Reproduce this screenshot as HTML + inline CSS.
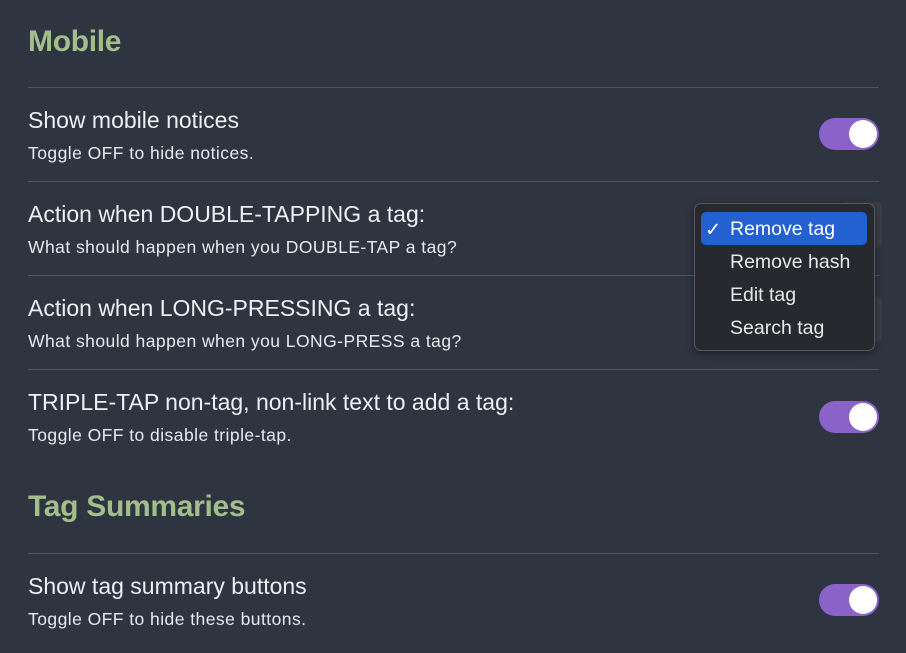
<!DOCTYPE html><html><head><style>
body{margin:0;width:906px;height:653px;background:#2e3440;font-family:"Liberation Sans",sans-serif;color:#eceff4;position:relative;overflow:hidden}
.a{position:absolute}
h2{position:absolute;margin:0;left:28px;font-size:30px;font-weight:bold;color:#a3be8c;letter-spacing:-0.3px}
.line{position:absolute;left:28px;width:851px;height:1px;background:#4c566a}
.t{position:absolute;left:28px;font-size:23px}
.d{position:absolute;left:28px;font-size:17.5px;letter-spacing:0.45px;color:#e5e9f0}
.tg{position:absolute;left:819px;width:60px;height:32px;border-radius:16px;background:#8a62c8}
.tg:after{content:"";position:absolute;right:2px;top:2px;width:28px;height:28px;border-radius:50%;background:#fff}
.sel{position:absolute;left:840px;width:42px;height:46px;border-radius:6px;background:#3b3f46}
.menu{position:absolute;left:694px;top:203px;width:179px;height:146px;background:#27292e;border:1px solid #55585e;border-radius:7px;box-shadow:0 2px 8px rgba(0,0,0,.4)}
.it{position:absolute;left:35px;font-size:19.5px;color:#e8e8e8}
</style></head><body>
<h2 style="top:25px">Mobile</h2>
<div class="line" style="top:87px"></div>
<div class="t" style="top:107px">Show mobile notices</div>
<div class="d" style="top:143px">Toggle OFF to hide notices.</div>
<div class="tg" style="top:118px"></div>
<div class="line" style="top:181px"></div>
<div class="t" style="top:201px">Action when DOUBLE-TAPPING a tag:</div>
<div class="d" style="top:237px">What should happen when you DOUBLE-TAP a tag?</div>
<div class="sel" style="top:202px"></div>
<div class="line" style="top:275px"></div>
<div class="t" style="top:295px">Action when LONG-PRESSING a tag:</div>
<div class="d" style="top:331px">What should happen when you LONG-PRESS a tag?</div>
<div class="sel" style="top:296px"></div>
<div class="line" style="top:369px"></div>
<div class="t" style="top:389px">TRIPLE-TAP non-tag, non-link text to add a tag:</div>
<div class="d" style="top:425px">Toggle OFF to disable triple-tap.</div>
<div class="tg" style="top:401px"></div>
<h2 style="top:490px">Tag Summaries</h2>
<div class="line" style="top:553px"></div>
<div class="t" style="top:573px">Show tag summary buttons</div>
<div class="d" style="top:609px">Toggle OFF to hide these buttons.</div>
<div class="tg" style="top:584px"></div>
<div class="menu">
<div class="a" style="left:6px;top:8px;width:166px;height:33px;border-radius:5px;background:#2361d0"></div>
<div class="it" style="left:10px;top:14px;color:#fff">✓</div>
<div class="it" style="top:14px;color:#fff">Remove tag</div>
<div class="it" style="top:47px">Remove hash</div>
<div class="it" style="top:80px">Edit tag</div>
<div class="it" style="top:113px">Search tag</div>
</div>
</body></html>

▶ **Short exercise**: Copy all the lines of data exactly as they appear, dropping any images.

▶ **Final result**:
Reproduce this screenshot as HTML + inline CSS.
<!DOCTYPE html><html><head><style>
body{margin:0;width:906px;height:653px;background:#2e3440;font-family:"Liberation Sans",sans-serif;color:#eceff4;position:relative;overflow:hidden}
.a{position:absolute}
h2{position:absolute;margin:0;left:28px;font-size:30px;font-weight:bold;color:#a3be8c;letter-spacing:-0.3px}
.line{position:absolute;left:28px;width:851px;height:1px;background:#4c566a}
.t{position:absolute;left:28px;font-size:23px}
.d{position:absolute;left:28px;font-size:17.5px;letter-spacing:0.45px;color:#e5e9f0}
.tg{position:absolute;left:819px;width:60px;height:32px;border-radius:16px;background:#8a62c8}
.tg:after{content:"";position:absolute;right:2px;top:2px;width:28px;height:28px;border-radius:50%;background:#fff}
.sel{position:absolute;left:840px;width:42px;height:46px;border-radius:6px;background:#3b3f46}
.menu{position:absolute;left:694px;top:203px;width:179px;height:146px;background:#27292e;border:1px solid #55585e;border-radius:7px;box-shadow:0 2px 8px rgba(0,0,0,.4)}
.it{position:absolute;left:35px;font-size:19.5px;color:#e8e8e8}
</style></head><body>
<h2 style="top:25px">Mobile</h2>
<div class="line" style="top:87px"></div>
<div class="t" style="top:107px">Show mobile notices</div>
<div class="d" style="top:143px">Toggle OFF to hide notices.</div>
<div class="tg" style="top:118px"></div>
<div class="line" style="top:181px"></div>
<div class="t" style="top:201px">Action when DOUBLE-TAPPING a tag:</div>
<div class="d" style="top:237px">What should happen when you DOUBLE-TAP a tag?</div>
<div class="sel" style="top:202px"></div>
<div class="line" style="top:275px"></div>
<div class="t" style="top:295px">Action when LONG-PRESSING a tag:</div>
<div class="d" style="top:331px">What should happen when you LONG-PRESS a tag?</div>
<div class="sel" style="top:296px"></div>
<div class="line" style="top:369px"></div>
<div class="t" style="top:389px">TRIPLE-TAP non-tag, non-link text to add a tag:</div>
<div class="d" style="top:425px">Toggle OFF to disable triple-tap.</div>
<div class="tg" style="top:401px"></div>
<h2 style="top:490px">Tag Summaries</h2>
<div class="line" style="top:553px"></div>
<div class="t" style="top:573px">Show tag summary buttons</div>
<div class="d" style="top:609px">Toggle OFF to hide these buttons.</div>
<div class="tg" style="top:584px"></div>
<div class="menu">
<div class="a" style="left:6px;top:8px;width:166px;height:33px;border-radius:5px;background:#2361d0"></div>
<div class="it" style="left:10px;top:14px;color:#fff">✓</div>
<div class="it" style="top:14px;color:#fff">Remove tag</div>
<div class="it" style="top:47px">Remove hash</div>
<div class="it" style="top:80px">Edit tag</div>
<div class="it" style="top:113px">Search tag</div>
</div>
</body></html>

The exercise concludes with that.